On the next day, we awoke early and left the hotel at 6:00 AM.  The day was gray, with intermittent rain and sun.  We drove through the Lamar Valley toward the north-east entrance; Steve thought this was the best area to look for wolves, but we didn’t see any.  However, we did see two coyotes, and we also saw herds of bison with their calves – on the road and off.  A fascinating sight was a bear (probably a grizzly), first spotted swimming across a small lake toward a herd of bison.  When the bison became aware of him, they began to run, and he seemed to run after them.  The bear’s running speed was rapid, matching the speed of the bison, which soon rounded up into a tight herd next to a steep incline.  Then the bear just ran on past them, not slowing his speed, as if he were really chasing different prey.   We also saw prong-horn sheep, mule deer, a couple of female moose with young, and elk; later in the day, we spotted a black bear with cub.  Whenever someone spotted an animal, both vans would pull over, the guides would set up spotting scopes, and we could watch, either through the scopes or with our own binoculars, as the animals went about their lives.  Their lives consisted mostly of eating (grazing) and caring for their young.  Indeed, the chief theme of the trip seems to have been babies, babies, babies.  We saw baby moose, and baby bears, and baby elk, and baby deer, as well as innumerable baby bison (called red-dogs).  Whenever we saw another herd of bison, Lyndon would shout out:  “Red-dog, red-dog.”  The immense fertility of nature was everywhere obvious (when left alone by humans) and poignant, as the land awakened from its harsh winter sleep.
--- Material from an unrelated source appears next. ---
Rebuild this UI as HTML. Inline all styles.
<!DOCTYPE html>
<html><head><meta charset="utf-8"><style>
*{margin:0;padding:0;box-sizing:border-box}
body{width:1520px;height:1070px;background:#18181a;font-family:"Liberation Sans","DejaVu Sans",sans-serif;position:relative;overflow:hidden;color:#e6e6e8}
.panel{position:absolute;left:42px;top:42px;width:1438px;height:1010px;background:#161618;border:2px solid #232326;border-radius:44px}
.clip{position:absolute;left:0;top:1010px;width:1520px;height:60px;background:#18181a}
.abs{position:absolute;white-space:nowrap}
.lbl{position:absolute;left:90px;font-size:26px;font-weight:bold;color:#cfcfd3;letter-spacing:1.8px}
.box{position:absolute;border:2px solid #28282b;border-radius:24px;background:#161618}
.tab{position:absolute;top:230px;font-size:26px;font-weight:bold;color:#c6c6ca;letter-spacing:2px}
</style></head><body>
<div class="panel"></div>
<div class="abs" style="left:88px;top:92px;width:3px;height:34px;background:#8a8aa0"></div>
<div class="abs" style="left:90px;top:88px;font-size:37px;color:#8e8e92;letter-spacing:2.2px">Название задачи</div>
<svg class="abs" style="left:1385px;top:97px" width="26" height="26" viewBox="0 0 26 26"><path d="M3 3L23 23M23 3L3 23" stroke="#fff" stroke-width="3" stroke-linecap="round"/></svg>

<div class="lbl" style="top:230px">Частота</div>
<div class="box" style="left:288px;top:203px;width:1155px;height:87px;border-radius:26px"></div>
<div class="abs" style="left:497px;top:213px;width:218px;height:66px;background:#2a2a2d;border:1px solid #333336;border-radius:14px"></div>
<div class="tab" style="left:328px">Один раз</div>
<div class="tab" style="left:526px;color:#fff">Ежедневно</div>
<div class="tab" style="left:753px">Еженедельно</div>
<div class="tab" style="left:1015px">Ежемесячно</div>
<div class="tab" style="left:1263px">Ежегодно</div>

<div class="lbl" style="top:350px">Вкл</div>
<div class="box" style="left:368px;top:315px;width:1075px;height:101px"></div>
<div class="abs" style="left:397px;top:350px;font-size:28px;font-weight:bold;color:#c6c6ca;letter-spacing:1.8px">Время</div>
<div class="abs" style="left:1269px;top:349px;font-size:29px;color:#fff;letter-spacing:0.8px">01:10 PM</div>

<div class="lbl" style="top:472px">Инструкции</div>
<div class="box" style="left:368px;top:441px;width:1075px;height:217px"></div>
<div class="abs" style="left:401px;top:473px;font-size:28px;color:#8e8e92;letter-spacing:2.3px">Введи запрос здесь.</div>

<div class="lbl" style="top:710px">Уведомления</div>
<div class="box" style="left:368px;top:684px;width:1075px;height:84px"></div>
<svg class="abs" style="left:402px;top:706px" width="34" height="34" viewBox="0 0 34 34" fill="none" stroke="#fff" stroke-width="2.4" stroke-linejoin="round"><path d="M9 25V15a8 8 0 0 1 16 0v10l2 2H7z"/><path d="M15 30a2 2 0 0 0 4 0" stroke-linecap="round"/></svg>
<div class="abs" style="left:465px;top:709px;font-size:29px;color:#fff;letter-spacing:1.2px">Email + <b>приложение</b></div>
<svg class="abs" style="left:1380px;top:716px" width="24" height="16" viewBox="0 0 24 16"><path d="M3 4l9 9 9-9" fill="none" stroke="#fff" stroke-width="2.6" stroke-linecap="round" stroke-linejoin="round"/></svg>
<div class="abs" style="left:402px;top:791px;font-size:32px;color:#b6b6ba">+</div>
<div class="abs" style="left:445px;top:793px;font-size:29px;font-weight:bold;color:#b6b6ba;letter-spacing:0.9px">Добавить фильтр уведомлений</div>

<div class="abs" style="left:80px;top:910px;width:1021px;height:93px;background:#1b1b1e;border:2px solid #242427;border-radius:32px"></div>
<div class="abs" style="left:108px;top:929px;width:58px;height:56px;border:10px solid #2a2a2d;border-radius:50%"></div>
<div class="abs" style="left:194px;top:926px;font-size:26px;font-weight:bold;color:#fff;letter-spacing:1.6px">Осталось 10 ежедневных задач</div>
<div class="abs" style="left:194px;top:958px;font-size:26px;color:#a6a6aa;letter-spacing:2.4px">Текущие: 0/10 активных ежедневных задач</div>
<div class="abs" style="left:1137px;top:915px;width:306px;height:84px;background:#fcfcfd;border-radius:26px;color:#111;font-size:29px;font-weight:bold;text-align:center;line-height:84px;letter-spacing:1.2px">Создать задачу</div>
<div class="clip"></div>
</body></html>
We left the north-east entrance of Yellowstone, driving outside the park toward Cooke City through Beartooth Pass in the Beartooth Mountains.  That road had been opened just a day or two previously.  Snow escarpments along the roadside were taller than a person; Blake clambered up over the snow cliffs with most of the others in the group.  I didn’t climb onto the snow but got some great photos of scenery and of others in the snow.  Along the switch-backs going up to the pass and back down, we saw a couple of ski-gliders trying to harness wind and snow to give them a long, spectacular, swerving slide down the mountains.  In that gusting air and wildly uneven snow-scape, it was obviously not easy to keep glider cords from entangling.
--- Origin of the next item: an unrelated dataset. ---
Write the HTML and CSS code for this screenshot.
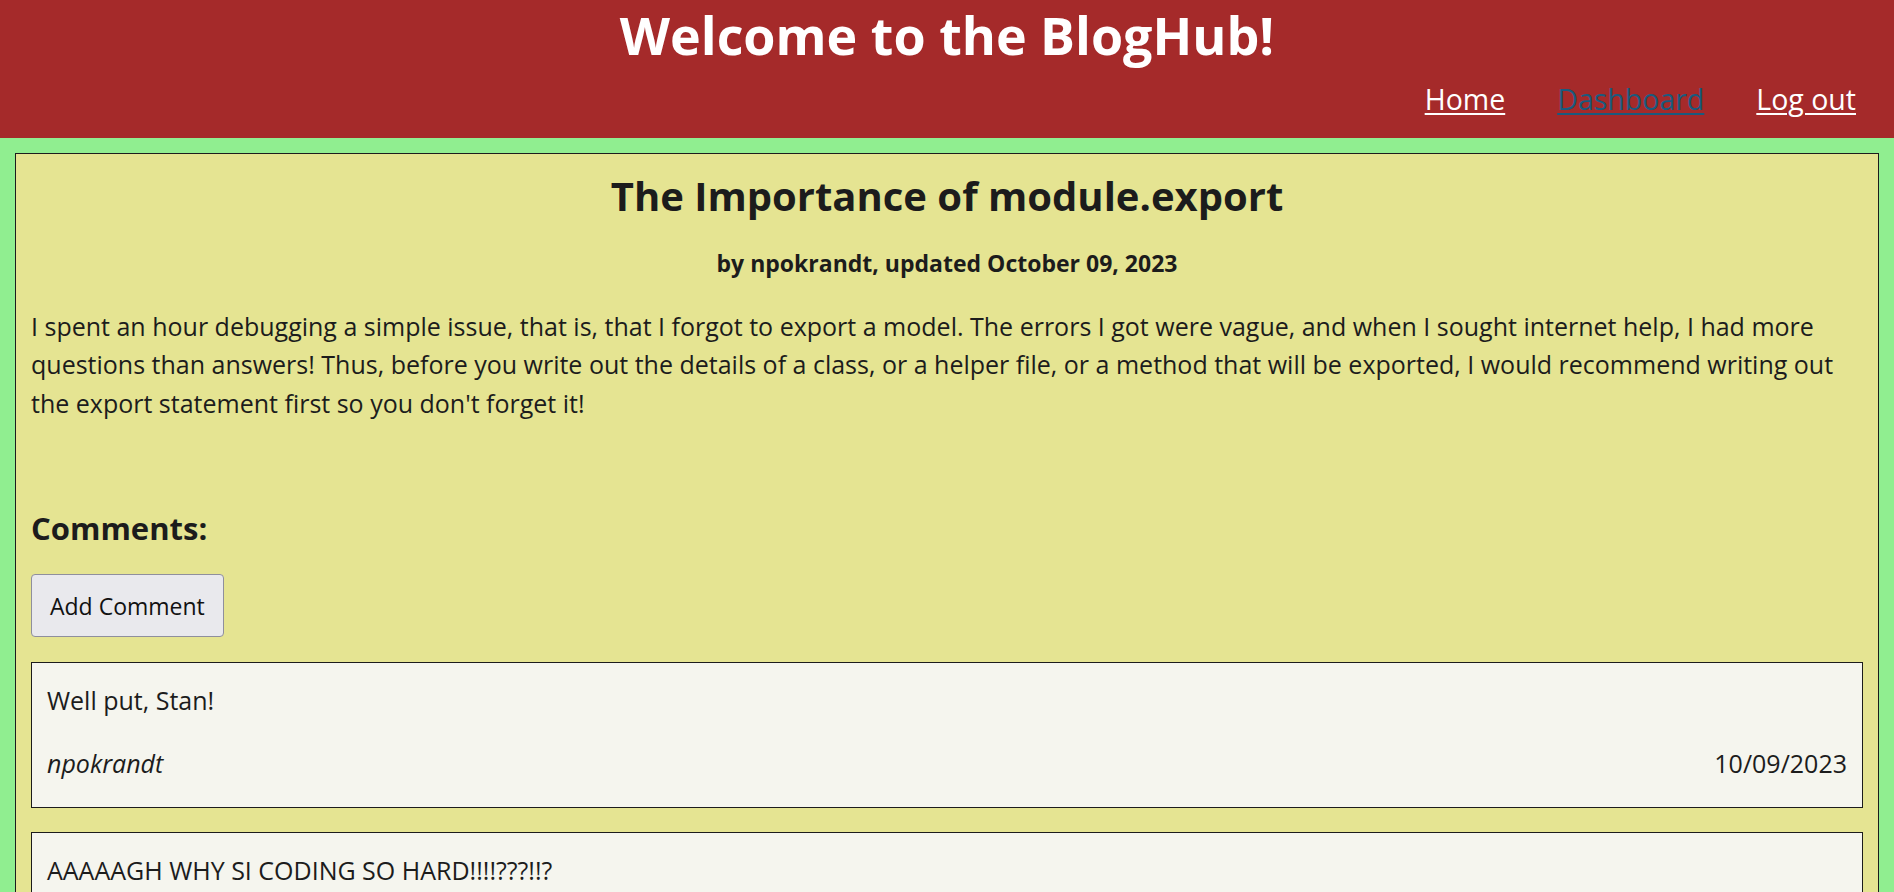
FILE: index.html
```html
<!DOCTYPE html>
<html lang="en">
<head>
<meta charset="utf-8">
<title>BlogHub</title>
<link rel="stylesheet" href="styles.css">
</head>
<body>
<header class="site-header">
  <h1 class="site-title">Welcome to the BlogHub!</h1>
  <nav class="site-nav">
    <a class="nav-link" href="#">Home</a>
    <a class="nav-link nav-link-active" href="#">Dashboard</a>
    <a class="nav-link" href="#">Log out</a>
  </nav>
</header>
<main class="page">
  <article class="post">
    <h2 class="post-title">The Importance of module.export</h2>
    <p class="post-meta">by npokrandt, updated October 09, 2023</p>
    <p class="post-body">I spent an hour debugging a simple issue, that is, that I forgot to export a model. The errors I got were vague, and when I sought internet help, I had more questions than answers! Thus, before you write out the details of a class, or a helper file, or a method that will be exported, I would recommend writing out the export statement first so you don't forget it!</p>

    <h3 class="comments-title">Comments:</h3>
    <button class="add-comment" type="button">Add Comment</button>

    <div class="comment">
      <p class="comment-text">Well put, Stan!</p>
      <div class="comment-footer">
        <span class="comment-author">npokrandt</span>
        <span class="comment-date">10/09/2023</span>
      </div>
    </div>

    <div class="comment">
      <p class="comment-text">AAAAAGH WHY SI CODING SO HARD!!!!???!!?</p>
      <div class="comment-footer">
        <span class="comment-author">npokrandt</span>
        <span class="comment-date">10/09/2023</span>
      </div>
    </div>
  </article>
</main>
</body>
</html>
```
FILE: styles.css
```css
* { box-sizing: border-box; }

html, body {
  margin: 0;
  padding: 0;
}

body {
  background: #90ee90;
  font-family: "Open Sans", sans-serif;
  color: #1c1c1c;
}

.site-header {
  background: #a52a2a;
  padding: 0 38px 20px 38px;
}

.site-title {
  margin: 0;
  font-size: 52px;
  line-height: 70px;
  font-weight: 700;
  color: #ffffff;
  text-align: center;
}

.site-nav {
  margin-top: 10px;
  display: flex;
  justify-content: flex-end;
  gap: 52px;
}

.nav-link {
  font-size: 28.5px;
  line-height: 38px;
  color: #ffffff;
  text-decoration: underline;
  text-decoration-thickness: 2px;
  text-underline-offset: 3px;
}

.nav-link-active {
  color: #1a5a7e;
}

.page {
  padding: 15px;
}

.post {
  background: #e5e492;
  border: 1px solid #1c1c1c;
  padding: 15px 15px 40px;
}

.post-title {
  margin: 0;
  font-size: 40px;
  line-height: 54px;
  font-weight: 700;
  text-align: center;
}

.post-meta {
  margin: 25px 0 0;
  font-size: 23px;
  line-height: 31px;
  font-weight: 700;
  text-align: center;
}

.post-body {
  margin: 28px 0 0;
  font-size: 25px;
  line-height: 38.4px;
}

.comments-title {
  margin: 85px 0 0;
  font-size: 31px;
  line-height: 42px;
  font-weight: 700;
}

.add-comment {
  display: block;
  margin-top: 25px;
  padding: 16px 18px 14px;
  font-family: "Open Sans", sans-serif;
  font-size: 23px;
  line-height: 31px;
  color: #111111;
  background: #e9e9ed;
  border: 1px solid #8f8f9d;
  border-radius: 4px;
}

.comment {
  margin-top: 25px;
  background: #f5f5ee;
  border: 1px solid #1c1c1c;
  padding: 18px 15px 25px;
}

.comment + .comment {
  margin-top: 24px;
}

.comment-text {
  margin: 0;
  font-size: 25px;
  line-height: 38.4px;
}

.comment-footer {
  margin-top: 24px;
  display: flex;
  justify-content: space-between;
  align-items: baseline;
  font-size: 25px;
  line-height: 38.4px;
}

.comment-author {
  font-style: italic;
}
```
We came back to our Mammoth Hot Springs hotel in late afternoon.  Before dinner, I went to the ranger station there, saw a video on Yellowstone, and bought a couple of books on geology.  The contours and movement of the earth fascinate me at least as much as the animals, having come to take a much longer view of time with age.  Yellowstone lies in the caldera of an ancient volcano of gigantic proportions, greater than anything that has blown through the earth in recorded history.  It lies over a “hot spot” in Earth’s crust (rather like the Hawaiian Islands), which has moved, relative to the surface, about thirty miles in the past two million years.  During that time, three huge eruptions ahve occurred.  Now the heat energy below just drizzles onto the land in steam vents and bubbling mud, but it could blow again at any time and if it does, it could lead to a global disaster as devastating as a nuclear war.